在大批量的请求视频或图片的场景下,尽量不需要使用会话的形式进行请求
使用aiohttp 会比httpx 更轻量,更快,但是底层兼容太差,和不稳定。使用https代理会有问题,故使用httpx较好
python
import asyncio
import math
import os
from loguru import logger
import httpx
import aiofiles
from typing import Optional
media_headers = {
"accept": "*/*",
"accept-language": "zh-CN,zh;q=0.9",
"priority": "u=0, i",
"sec-ch-ua": "\"Chromium\";v=\"128\", \"Not;A=Brand\";v=\"24\", \"Google Chrome\";v=\"128\"",
"sec-ch-ua-mobile": "?0",
"sec-ch-ua-platform": "\"Windows\"",
"sec-fetch-dest": "document",
"sec-fetch-mode": "navigate",
"sec-fetch-site": "none",
"sec-fetch-user": "?1",
"upgrade-insecure-requests": "1",
"user-agent": "Mozilla/5.0 (Windows NT 10.0; Win64; x64) AppleWebKit/537.36 (KHTML, like Gecko) Chrome/128.0.0.0 Safari/537.36"
}
async def create_client(timeout: int = 300, proxy: Optional[str] = None) -> httpx.AsyncClient:
"""创建独立的httpx客户端 - 禁用SSL验证"""
return httpx.AsyncClient(
headers=media_headers,
timeout=timeout,
proxy=proxy,
verify=False, # 禁用SSL验证
follow_redirects=True,
)
async def download_media(url: str, save_path: str, file_name: str,
timeout: int = 300, ext_type: str = 'mp4',
max_workers: int = 8, max_retries: int = 2,
proxy: Optional[str] = None) -> bool:
"""下载媒体文件的主函数 - 使用独立客户端"""
os.makedirs(save_path, exist_ok=True)
file_path = os.path.join(save_path, f"{file_name}.{ext_type}")
# 如果文件已存在,先删除
if os.path.exists(file_path):
os.remove(file_path)
# 创建独立客户端
async with await create_client(timeout, proxy) as client:
try:
# HEAD请求获取文件信息
content_length = None
accept_ranges = False
head_resp = await client.head(url)
if head_resp.status_code == 200:
content_length = head_resp.headers.get("Content-Length")

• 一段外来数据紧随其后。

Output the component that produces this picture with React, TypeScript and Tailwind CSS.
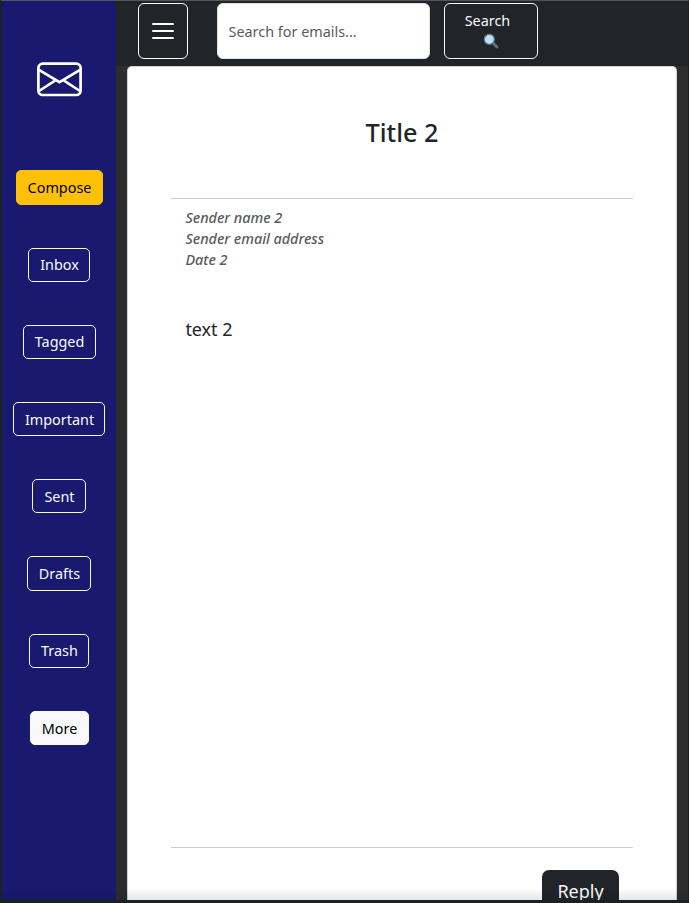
import React from "react";

type NavItem = { label: string; tone: string; box: string };

const outline = "border-[#f8f9fa] text-[#f8f9fa]";

const items: NavItem[] = [
  { label: "Compose", tone: "border-[#ffc107] bg-[#ffc107] text-black", box: "h-[35px] w-[87px] mb-[43px]" },
  { label: "Inbox", tone: outline, box: "h-[34px] w-[62px] mb-[43px]" },
  { label: "Tagged", tone: outline, box: "h-[34px] w-[73px] mb-[43px]" },
  { label: "Important", tone: outline, box: "h-[34px] w-[92px] mb-[43px] pt-[2px]" },
  { label: "Sent", tone: outline, box: "h-[34px] w-[54px] mb-[43px] pt-[2px]" },
  { label: "Drafts", tone: outline, box: "h-[35px] w-[64px] mb-[43px]" },
  { label: "Trash", tone: outline, box: "h-[34px] w-[60px] mb-[43px]" },
  { label: "More", tone: "border-[#f8f9fa] bg-[#f8f9fa] text-black", box: "h-[34px] w-[59px] pt-[2px]" },
];

function Sidebar() {
  return (
    <nav className="flex w-[114px] shrink-0 flex-col items-center bg-[#191970]">
      <svg className="mt-[61px] mb-[73px] h-[35px] w-[45px] shrink-0" viewBox="0 0 45 35" fill="none" stroke="white">
        <rect x="1.4" y="1.7" width="42.2" height="31.3" rx="4.3" strokeWidth="2.7" />
        <path d="M2 7.8 L22.5 20.2 L43 7.8 M2 29 L18 18.7 M43 29 L27 18.7" strokeWidth="2.6" />
      </svg>
      {items.map((item) => (
        <button
          key={item.label}
          className={`flex shrink-0 items-center justify-center rounded-[5px] border pl-px text-[14.4px] leading-[21.6px] whitespace-nowrap ${item.tone} ${item.box}`}
        >
          {item.label}
        </button>
      ))}
    </nav>
  );
}

function Header() {
  return (
    <header className="flex h-[65px] shrink-0 items-start bg-[#212529] pt-[2px] pl-[22px]">
      <button aria-label="Menu" className="flex h-[56px] w-[50px] items-center justify-center rounded-[6px] border border-white">
        <svg width="22" height="18" viewBox="0 0 22 18" stroke="white" strokeWidth="2">
          <path d="M1 2H21M1 9H21M1 16H21" strokeLinecap="round" />
        </svg>
      </button>
      <input
        placeholder="Search for emails..."
        className="ml-[29px] h-[56px] w-[213px] rounded-[6px] border border-[#dee2e6] bg-white px-[10.5px] text-[14.4px] leading-[21.6px] placeholder:text-[#595c5f]"
      />
      <button className="ml-[14px] flex h-[56px] w-[94px] flex-col items-center rounded-[6px] border border-[#f8f9fa] pt-[6px] text-[14.4px] leading-[21.6px] text-[#f8f9fa]">
        <span className="-ml-[7px]">Search</span>
        <svg className="mt-px h-[16px] w-[16px]" viewBox="0 0 16 16">
          <path d="M10 10L14 14" stroke="#62737a" strokeWidth="2.8" strokeLinecap="round" />
          <circle cx="6.3" cy="6.3" r="5" fill="#bbdefb" stroke="#607d8b" strokeWidth="1.2" />
        </svg>
      </button>
    </header>
  );
}

function Message() {
  return (
    <article className="ml-[11px] flex min-h-0 w-[550px] flex-1 flex-col overflow-hidden rounded-t-[5px] border border-b-0 border-[#d2d3d4] bg-white px-[43px] text-[#212529]">
      <h1 className="mt-[49px] text-center text-[25.2px] leading-[32px] font-medium">Title 2</h1>
      <hr className="mt-[50px] border-[#cccdcd]" />
      <h6 className="mt-[8px] ml-[14.5px] text-[14.4px] leading-[21px] font-medium tracking-[-0.04px] text-[#595c5f] italic">
        Sender name 2<br />
        Sender email address<br />
        Date 2
      </h6>
      <p className="mt-[46px] ml-[14.4px] text-[18px] leading-[27px] tracking-[-0.05px]">text 2</p>
      <hr className="mt-[504px] border-[#cccdcd]" />
      <button className="mt-[22px] mr-[14px] h-[43px] w-[77px] shrink-0 self-end rounded-[7px] bg-[#212529] text-[18px] leading-[27px] text-white">
        Reply
      </button>
    </article>
  );
}

export default function App() {
  return (
    <div className="relative flex h-[903px] w-[689px] overflow-hidden border-t border-r border-b-[3px] border-l-2 border-t-[#555555] border-r-[#1b2224] border-b-[#1b2023] border-l-[#1b2224] bg-[#2d2d2d] font-['Noto_Sans',sans-serif]">
      <Sidebar />
      <main className="flex min-w-0 flex-1 flex-col">
        <Header />
        <Message />
      </main>
      <div className="pointer-events-none absolute inset-x-0 bottom-0 h-[12px] bg-linear-to-b from-transparent to-black/10" />
    </div>
  );
}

accept_ranges = head_resp.headers.get("Accept-Ranges") == "bytes"
# logger.info(f"✅ HEAD请求成功: {file_name}, 大小: {content_length} bytes")
else:
logger.error(f"❌ {file_name} HEAD请求失败, 状态: {head_resp.status_code}")
return False
# 如果无法获取文件大小,直接返回
if not content_length:
logger.error(f"❌ {file_name} 无法获取文件大小")
return False
file_size = int(content_length)
# 分块并发下载
logger.info(f"🚀 启用分块并发下载: {file_name}, 大小: {file_size / 1024 / 1024:.2f}MB")
return await download_multipart(url, file_path, client, file_size, max_workers, max_retries)
except Exception as e:
logger.error(f"❌ {file_name} 下载失败: {repr(e)}")
return False
async def download_multipart(url: str, file_path: str, client: httpx.AsyncClient,
total_size: int, workers: int = 8,
max_retries: int = 2) -> bool:
"""分块并发下载,失败自动重试 - httpx版本"""
# 计算分块
min_chunk_size = 5 * 1024 * 1024
chunk_size = max(math.ceil(total_size / workers), min_chunk_size)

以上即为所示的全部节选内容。